Using Diagrams to Support the Analysis of System `Failure' and Operator `Error'

Lorna Love and Chris Johnson

Glasgow Accident Analysis Group, Department of Computing Science,
University of Glasgow,
Email: {love, johnson}


Computers are increasingly being embedded within safety systems. As a result, a number of accidents have been caused by complex interactions between operator 'error' and system 'failure'. Accident reports help to ensure that these 'failures' do not threaten other applications. Unfortunately, a number of usability problems limit the effectiveness of these documents. Each section is, typically, drafted by a different expert; forensic scientists follow metallurgists, human factors experts follow meteorologists. In consequence, it can be difficult for readers to form a coherent account of an accident. This paper argues that fault trees can be used to present a clear and concise overview of major failures. Unfortunately, fault trees have a number of limitations. For instance, they do not represent time. This is significant because temporal properties have a profound impact upon the course of human-computer interaction. Similarly, they do not represent the criticality or severity of a failure. We have, therefore, extended the fault tree notation to represent traces of interaction during major failures. The resulting Accident Fault Tree (AFT) diagrams can be used in conjunction with an official accident report to better visualise the course of an accident. The Clapham Junction railway disaster is used to illustrate our argument.

Keywords: accident analysis; fault trees; operator 'error'; system 'failure'.


Accident reports are intended to ensure that human 'error' and systems 'failures' do not threaten the safety of other applications. Unfortunately, these documents suffer from a range of usability problems (Johnson, McCarthy and Wright, 1995). Each section of the report is, typically, compiled by experts from different domains; systems engineering reports follow metallurgical analyses, software engineering reports follow the findings of structural engineers; human factors enquiries follow meteorological reports. This structure can prevent readers from gaining a coherent overview of the way that hardware and software 'failures' exacerbate operator 'errors' during major accidents (Norman, 1990). The following pages argue that graphical fault trees can be used to avoid these limitations. Readers can use these diagrams to gain an overview of an accident without becoming 'bogged down' in the mass of contextual detail that must be presented in the official report. These structures increase the accessibility and salience that Green (1991) and Gilmore (1991) identify as being important cognitive dimensions for notations which are intended to represent interactive systems.

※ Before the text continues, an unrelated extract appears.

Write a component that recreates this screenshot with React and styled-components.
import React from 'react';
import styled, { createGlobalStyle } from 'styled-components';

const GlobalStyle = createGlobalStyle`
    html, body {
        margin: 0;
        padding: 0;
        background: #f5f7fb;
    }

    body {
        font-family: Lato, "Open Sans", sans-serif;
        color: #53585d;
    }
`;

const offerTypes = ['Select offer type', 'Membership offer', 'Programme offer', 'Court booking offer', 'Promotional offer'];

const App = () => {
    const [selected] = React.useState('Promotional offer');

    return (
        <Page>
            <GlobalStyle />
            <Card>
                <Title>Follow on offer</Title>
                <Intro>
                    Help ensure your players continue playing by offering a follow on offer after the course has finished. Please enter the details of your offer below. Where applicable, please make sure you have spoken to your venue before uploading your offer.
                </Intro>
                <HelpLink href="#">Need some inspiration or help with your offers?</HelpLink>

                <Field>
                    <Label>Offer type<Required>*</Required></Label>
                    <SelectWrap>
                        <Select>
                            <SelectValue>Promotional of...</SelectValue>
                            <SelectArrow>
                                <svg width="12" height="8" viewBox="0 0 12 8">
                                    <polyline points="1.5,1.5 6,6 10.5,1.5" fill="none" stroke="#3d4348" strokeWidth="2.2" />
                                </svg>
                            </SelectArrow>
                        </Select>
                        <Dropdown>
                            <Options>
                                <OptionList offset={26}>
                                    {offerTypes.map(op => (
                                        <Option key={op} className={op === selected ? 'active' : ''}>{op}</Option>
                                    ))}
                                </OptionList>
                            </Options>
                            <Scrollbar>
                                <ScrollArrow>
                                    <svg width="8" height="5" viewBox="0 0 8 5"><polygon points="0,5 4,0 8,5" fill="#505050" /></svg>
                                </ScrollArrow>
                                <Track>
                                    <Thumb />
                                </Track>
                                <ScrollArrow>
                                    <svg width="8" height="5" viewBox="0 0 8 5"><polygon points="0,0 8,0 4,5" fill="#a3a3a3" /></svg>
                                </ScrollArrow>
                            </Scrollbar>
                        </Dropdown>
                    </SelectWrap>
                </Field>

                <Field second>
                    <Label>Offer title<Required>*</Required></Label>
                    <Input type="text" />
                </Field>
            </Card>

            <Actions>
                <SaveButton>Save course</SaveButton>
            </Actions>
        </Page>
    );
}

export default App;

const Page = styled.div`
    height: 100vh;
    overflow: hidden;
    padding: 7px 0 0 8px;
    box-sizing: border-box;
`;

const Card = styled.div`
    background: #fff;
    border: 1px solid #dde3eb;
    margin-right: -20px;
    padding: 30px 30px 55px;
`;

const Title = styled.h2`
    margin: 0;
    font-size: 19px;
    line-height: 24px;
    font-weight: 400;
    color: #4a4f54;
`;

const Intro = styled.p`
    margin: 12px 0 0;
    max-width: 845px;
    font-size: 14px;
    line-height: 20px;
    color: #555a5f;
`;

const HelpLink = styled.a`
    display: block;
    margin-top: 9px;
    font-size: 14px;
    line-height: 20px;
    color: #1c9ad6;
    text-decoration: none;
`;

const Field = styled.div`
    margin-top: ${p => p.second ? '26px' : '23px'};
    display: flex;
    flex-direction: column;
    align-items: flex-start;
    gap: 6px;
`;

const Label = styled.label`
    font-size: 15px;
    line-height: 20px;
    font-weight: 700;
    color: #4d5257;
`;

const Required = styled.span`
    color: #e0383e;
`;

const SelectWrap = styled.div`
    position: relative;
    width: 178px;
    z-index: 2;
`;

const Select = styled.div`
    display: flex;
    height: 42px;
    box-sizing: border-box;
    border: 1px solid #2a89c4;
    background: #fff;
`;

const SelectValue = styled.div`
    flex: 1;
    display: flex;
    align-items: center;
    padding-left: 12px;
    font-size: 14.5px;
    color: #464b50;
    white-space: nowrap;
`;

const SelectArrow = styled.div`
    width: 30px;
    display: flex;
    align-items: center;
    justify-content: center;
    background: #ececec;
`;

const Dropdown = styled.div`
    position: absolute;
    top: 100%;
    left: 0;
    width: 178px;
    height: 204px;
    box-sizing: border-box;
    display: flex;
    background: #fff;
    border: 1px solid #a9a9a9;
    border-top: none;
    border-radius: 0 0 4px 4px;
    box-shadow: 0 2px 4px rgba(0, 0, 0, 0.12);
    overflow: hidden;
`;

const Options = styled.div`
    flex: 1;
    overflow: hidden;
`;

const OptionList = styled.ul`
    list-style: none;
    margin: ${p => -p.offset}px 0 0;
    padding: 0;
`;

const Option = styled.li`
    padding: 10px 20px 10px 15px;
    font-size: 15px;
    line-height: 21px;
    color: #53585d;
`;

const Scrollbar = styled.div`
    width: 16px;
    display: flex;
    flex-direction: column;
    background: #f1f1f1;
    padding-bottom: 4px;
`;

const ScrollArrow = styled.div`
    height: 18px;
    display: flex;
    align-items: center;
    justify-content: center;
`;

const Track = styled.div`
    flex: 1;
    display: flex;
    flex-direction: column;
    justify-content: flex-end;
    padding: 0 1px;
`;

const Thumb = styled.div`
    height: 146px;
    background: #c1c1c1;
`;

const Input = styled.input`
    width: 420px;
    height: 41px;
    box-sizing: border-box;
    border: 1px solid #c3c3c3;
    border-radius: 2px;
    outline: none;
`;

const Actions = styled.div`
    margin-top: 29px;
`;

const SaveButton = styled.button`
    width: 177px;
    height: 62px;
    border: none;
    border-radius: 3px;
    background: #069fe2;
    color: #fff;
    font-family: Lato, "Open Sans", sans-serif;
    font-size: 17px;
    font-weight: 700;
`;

The Clapham Junction railway accident report (Department of Transport, 1989) is used to illustrate our argument. On the morning of Monday the 12th of September, 1988, a wiring error led to a series of faults in the signalling system just south of Clapham Junction railway station in London. A crowded commuter train collided head-on into the rear of a stationary train. The impact of this collision forced the first train to veer to it's right and strike a third oncoming train. This resulted in five hundred people being injured, thirty-five of those fatally and sixty-nine seriously. This accident provides a suitable case study because it typifies the ways in which human interaction with the underlying safety applications can cause or exacerbate system 'failures' (Reason ,1990). In this accident, human 'error' and organisational 'failure' led to a wring error in the signalling system. This error, in turn, provided drivers with false indications about the state of the railway network.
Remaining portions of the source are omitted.